| Instruction |
Will you print the material below without altering a single character?
____ Given data
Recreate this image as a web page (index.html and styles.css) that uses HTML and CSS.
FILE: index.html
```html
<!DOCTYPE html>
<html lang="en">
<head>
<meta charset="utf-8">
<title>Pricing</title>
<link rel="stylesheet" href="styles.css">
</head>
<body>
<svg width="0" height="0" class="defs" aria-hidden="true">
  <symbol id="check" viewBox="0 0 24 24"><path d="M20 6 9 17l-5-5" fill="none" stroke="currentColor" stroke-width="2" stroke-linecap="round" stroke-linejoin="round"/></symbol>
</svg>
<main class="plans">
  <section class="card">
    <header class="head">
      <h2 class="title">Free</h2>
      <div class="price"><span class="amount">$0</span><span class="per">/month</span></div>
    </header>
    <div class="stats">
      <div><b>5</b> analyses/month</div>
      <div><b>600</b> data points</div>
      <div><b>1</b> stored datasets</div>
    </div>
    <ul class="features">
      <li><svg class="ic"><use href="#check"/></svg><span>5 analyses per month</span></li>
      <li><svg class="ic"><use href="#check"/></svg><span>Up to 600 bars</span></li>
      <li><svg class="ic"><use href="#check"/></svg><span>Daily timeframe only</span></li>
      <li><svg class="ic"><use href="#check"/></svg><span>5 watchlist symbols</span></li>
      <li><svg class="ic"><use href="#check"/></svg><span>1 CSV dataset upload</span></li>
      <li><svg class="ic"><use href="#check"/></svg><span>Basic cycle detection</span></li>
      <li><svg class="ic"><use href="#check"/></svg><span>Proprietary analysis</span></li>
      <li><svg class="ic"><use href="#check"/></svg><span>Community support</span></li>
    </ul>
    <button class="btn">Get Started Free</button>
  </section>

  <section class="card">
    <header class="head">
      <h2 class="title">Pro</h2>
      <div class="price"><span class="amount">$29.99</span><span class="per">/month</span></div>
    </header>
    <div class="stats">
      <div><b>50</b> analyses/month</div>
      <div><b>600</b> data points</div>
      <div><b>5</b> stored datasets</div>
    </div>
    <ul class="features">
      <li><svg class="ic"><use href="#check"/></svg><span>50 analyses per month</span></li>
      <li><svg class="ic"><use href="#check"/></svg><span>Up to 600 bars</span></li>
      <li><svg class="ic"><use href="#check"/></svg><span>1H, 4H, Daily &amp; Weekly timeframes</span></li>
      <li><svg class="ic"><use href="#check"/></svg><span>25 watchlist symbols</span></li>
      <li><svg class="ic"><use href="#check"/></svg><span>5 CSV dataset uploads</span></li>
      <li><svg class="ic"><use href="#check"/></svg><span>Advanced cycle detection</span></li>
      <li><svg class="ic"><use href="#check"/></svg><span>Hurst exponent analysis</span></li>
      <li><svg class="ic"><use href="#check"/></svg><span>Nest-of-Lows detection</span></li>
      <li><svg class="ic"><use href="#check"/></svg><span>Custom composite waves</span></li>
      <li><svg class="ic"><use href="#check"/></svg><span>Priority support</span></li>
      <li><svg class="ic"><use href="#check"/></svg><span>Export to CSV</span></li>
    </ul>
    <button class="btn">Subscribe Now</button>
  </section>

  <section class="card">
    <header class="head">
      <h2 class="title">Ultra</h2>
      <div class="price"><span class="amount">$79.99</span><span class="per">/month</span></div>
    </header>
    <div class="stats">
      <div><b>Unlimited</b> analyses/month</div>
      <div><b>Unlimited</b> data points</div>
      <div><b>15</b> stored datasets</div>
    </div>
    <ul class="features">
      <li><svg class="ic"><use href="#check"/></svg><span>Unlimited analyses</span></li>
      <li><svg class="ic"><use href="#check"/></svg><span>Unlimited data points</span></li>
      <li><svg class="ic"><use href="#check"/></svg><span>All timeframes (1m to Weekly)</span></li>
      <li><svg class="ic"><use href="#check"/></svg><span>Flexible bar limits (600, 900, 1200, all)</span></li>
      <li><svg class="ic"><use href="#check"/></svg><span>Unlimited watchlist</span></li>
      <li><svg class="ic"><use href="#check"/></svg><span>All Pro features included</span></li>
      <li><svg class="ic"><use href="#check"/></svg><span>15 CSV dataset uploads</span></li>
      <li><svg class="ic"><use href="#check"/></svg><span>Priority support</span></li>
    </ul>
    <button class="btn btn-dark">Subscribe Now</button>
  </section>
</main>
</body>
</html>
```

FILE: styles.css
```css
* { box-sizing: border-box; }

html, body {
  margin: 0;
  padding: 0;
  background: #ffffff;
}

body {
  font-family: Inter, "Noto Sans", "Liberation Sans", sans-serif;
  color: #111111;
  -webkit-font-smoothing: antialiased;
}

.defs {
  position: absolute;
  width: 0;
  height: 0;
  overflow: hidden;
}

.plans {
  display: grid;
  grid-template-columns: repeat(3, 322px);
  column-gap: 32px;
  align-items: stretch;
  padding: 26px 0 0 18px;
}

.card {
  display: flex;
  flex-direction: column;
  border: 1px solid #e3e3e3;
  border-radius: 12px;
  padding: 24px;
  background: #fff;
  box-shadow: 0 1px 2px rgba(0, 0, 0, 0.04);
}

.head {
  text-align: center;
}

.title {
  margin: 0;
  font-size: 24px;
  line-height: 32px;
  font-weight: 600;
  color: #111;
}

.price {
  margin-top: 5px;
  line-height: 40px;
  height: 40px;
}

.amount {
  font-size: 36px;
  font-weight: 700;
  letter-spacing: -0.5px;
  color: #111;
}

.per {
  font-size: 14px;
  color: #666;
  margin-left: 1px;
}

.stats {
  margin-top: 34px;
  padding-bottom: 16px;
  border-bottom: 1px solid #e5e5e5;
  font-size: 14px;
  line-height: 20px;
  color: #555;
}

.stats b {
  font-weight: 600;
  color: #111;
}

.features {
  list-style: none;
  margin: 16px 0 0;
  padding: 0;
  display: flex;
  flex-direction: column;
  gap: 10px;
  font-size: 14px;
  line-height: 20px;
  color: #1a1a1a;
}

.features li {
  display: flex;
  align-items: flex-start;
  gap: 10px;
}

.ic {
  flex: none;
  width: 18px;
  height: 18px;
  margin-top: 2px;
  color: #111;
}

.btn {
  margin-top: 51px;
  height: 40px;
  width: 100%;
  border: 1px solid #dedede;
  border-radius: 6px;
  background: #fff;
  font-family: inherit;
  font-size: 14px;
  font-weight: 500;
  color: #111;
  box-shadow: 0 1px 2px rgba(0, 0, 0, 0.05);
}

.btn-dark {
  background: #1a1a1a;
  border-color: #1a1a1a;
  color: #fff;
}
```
________
| Result for this exercise |
Recreate this image as a web page (index.html and styles.css) that uses HTML and CSS.
FILE: index.html
```html
<!DOCTYPE html>
<html lang="en">
<head>
<meta charset="utf-8">
<title>Pricing</title>
<link rel="stylesheet" href="styles.css">
</head>
<body>
<svg width="0" height="0" class="defs" aria-hidden="true">
  <symbol id="check" viewBox="0 0 24 24"><path d="M20 6 9 17l-5-5" fill="none" stroke="currentColor" stroke-width="2" stroke-linecap="round" stroke-linejoin="round"/></symbol>
</svg>
<main class="plans">
  <section class="card">
    <header class="head">
      <h2 class="title">Free</h2>
      <div class="price"><span class="amount">$0</span><span class="per">/month</span></div>
    </header>
    <div class="stats">
      <div><b>5</b> analyses/month</div>
      <div><b>600</b> data points</div>
      <div><b>1</b> stored datasets</div>
    </div>
    <ul class="features">
      <li><svg class="ic"><use href="#check"/></svg><span>5 analyses per month</span></li>
      <li><svg class="ic"><use href="#check"/></svg><span>Up to 600 bars</span></li>
      <li><svg class="ic"><use href="#check"/></svg><span>Daily timeframe only</span></li>
      <li><svg class="ic"><use href="#check"/></svg><span>5 watchlist symbols</span></li>
      <li><svg class="ic"><use href="#check"/></svg><span>1 CSV dataset upload</span></li>
      <li><svg class="ic"><use href="#check"/></svg><span>Basic cycle detection</span></li>
      <li><svg class="ic"><use href="#check"/></svg><span>Proprietary analysis</span></li>
      <li><svg class="ic"><use href="#check"/></svg><span>Community support</span></li>
    </ul>
    <button class="btn">Get Started Free</button>
  </section>

  <section class="card">
    <header class="head">
      <h2 class="title">Pro</h2>
      <div class="price"><span class="amount">$29.99</span><span class="per">/month</span></div>
    </header>
    <div class="stats">
      <div><b>50</b> analyses/month</div>
      <div><b>600</b> data points</div>
      <div><b>5</b> stored datasets</div>
    </div>
    <ul class="features">
      <li><svg class="ic"><use href="#check"/></svg><span>50 analyses per month</span></li>
      <li><svg class="ic"><use href="#check"/></svg><span>Up to 600 bars</span></li>
      <li><svg class="ic"><use href="#check"/></svg><span>1H, 4H, Daily &amp; Weekly timeframes</span></li>
      <li><svg class="ic"><use href="#check"/></svg><span>25 watchlist symbols</span></li>
      <li><svg class="ic"><use href="#check"/></svg><span>5 CSV dataset uploads</span></li>
      <li><svg class="ic"><use href="#check"/></svg><span>Advanced cycle detection</span></li>
      <li><svg class="ic"><use href="#check"/></svg><span>Hurst exponent analysis</span></li>
      <li><svg class="ic"><use href="#check"/></svg><span>Nest-of-Lows detection</span></li>
      <li><svg class="ic"><use href="#check"/></svg><span>Custom composite waves</span></li>
      <li><svg class="ic"><use href="#check"/></svg><span>Priority support</span></li>
      <li><svg class="ic"><use href="#check"/></svg><span>Export to CSV</span></li>
    </ul>
    <button class="btn">Subscribe Now</button>
  </section>

  <section class="card">
    <header class="head">
      <h2 class="title">Ultra</h2>
      <div class="price"><span class="amount">$79.99</span><span class="per">/month</span></div>
    </header>
    <div class="stats">
      <div><b>Unlimited</b> analyses/month</div>
      <div><b>Unlimited</b> data points</div>
      <div><b>15</b> stored datasets</div>
    </div>
    <ul class="features">
      <li><svg class="ic"><use href="#check"/></svg><span>Unlimited analyses</span></li>
      <li><svg class="ic"><use href="#check"/></svg><span>Unlimited data points</span></li>
      <li><svg class="ic"><use href="#check"/></svg><span>All timeframes (1m to Weekly)</span></li>
      <li><svg class="ic"><use href="#check"/></svg><span>Flexible bar limits (600, 900, 1200, all)</span></li>
      <li><svg class="ic"><use href="#check"/></svg><span>Unlimited watchlist</span></li>
      <li><svg class="ic"><use href="#check"/></svg><span>All Pro features included</span></li>
      <li><svg class="ic"><use href="#check"/></svg><span>15 CSV dataset uploads</span></li>
      <li><svg class="ic"><use href="#check"/></svg><span>Priority support</span></li>
    </ul>
    <button class="btn btn-dark">Subscribe Now</button>
  </section>
</main>
</body>
</html>
```

FILE: styles.css
```css
* { box-sizing: border-box; }

html, body {
  margin: 0;
  padding: 0;
  background: #ffffff;
}

body {
  font-family: Inter, "Noto Sans", "Liberation Sans", sans-serif;
  color: #111111;
  -webkit-font-smoothing: antialiased;
}

.defs {
  position: absolute;
  width: 0;
  height: 0;
  overflow: hidden;
}

.plans {
  display: grid;
  grid-template-columns: repeat(3, 322px);
  column-gap: 32px;
  align-items: stretch;
  padding: 26px 0 0 18px;
}

.card {
  display: flex;
  flex-direction: column;
  border: 1px solid #e3e3e3;
  border-radius: 12px;
  padding: 24px;
  background: #fff;
  box-shadow: 0 1px 2px rgba(0, 0, 0, 0.04);
}

.head {
  text-align: center;
}

.title {
  margin: 0;
  font-size: 24px;
  line-height: 32px;
  font-weight: 600;
  color: #111;
}

.price {
  margin-top: 5px;
  line-height: 40px;
  height: 40px;
}

.amount {
  font-size: 36px;
  font-weight: 700;
  letter-spacing: -0.5px;
  color: #111;
}

.per {
  font-size: 14px;
  color: #666;
  margin-left: 1px;
}

.stats {
  margin-top: 34px;
  padding-bottom: 16px;
  border-bottom: 1px solid #e5e5e5;
  font-size: 14px;
  line-height: 20px;
  color: #555;
}

.stats b {
  font-weight: 600;
  color: #111;
}

.features {
  list-style: none;
  margin: 16px 0 0;
  padding: 0;
  display: flex;
  flex-direction: column;
  gap: 10px;
  font-size: 14px;
  line-height: 20px;
  color: #1a1a1a;
}

.features li {
  display: flex;
  align-items: flex-start;
  gap: 10px;
}

.ic {
  flex: none;
  width: 18px;
  height: 18px;
  margin-top: 2px;
  color: #111;
}

.btn {
  margin-top: 51px;
  height: 40px;
  width: 100%;
  border: 1px solid #dedede;
  border-radius: 6px;
  background: #fff;
  font-family: inherit;
  font-size: 14px;
  font-weight: 500;
  color: #111;
  box-shadow: 0 1px 2px rgba(0, 0, 0, 0.05);
}

.btn-dark {
  background: #1a1a1a;
  border-color: #1a1a1a;
  color: #fff;
}
```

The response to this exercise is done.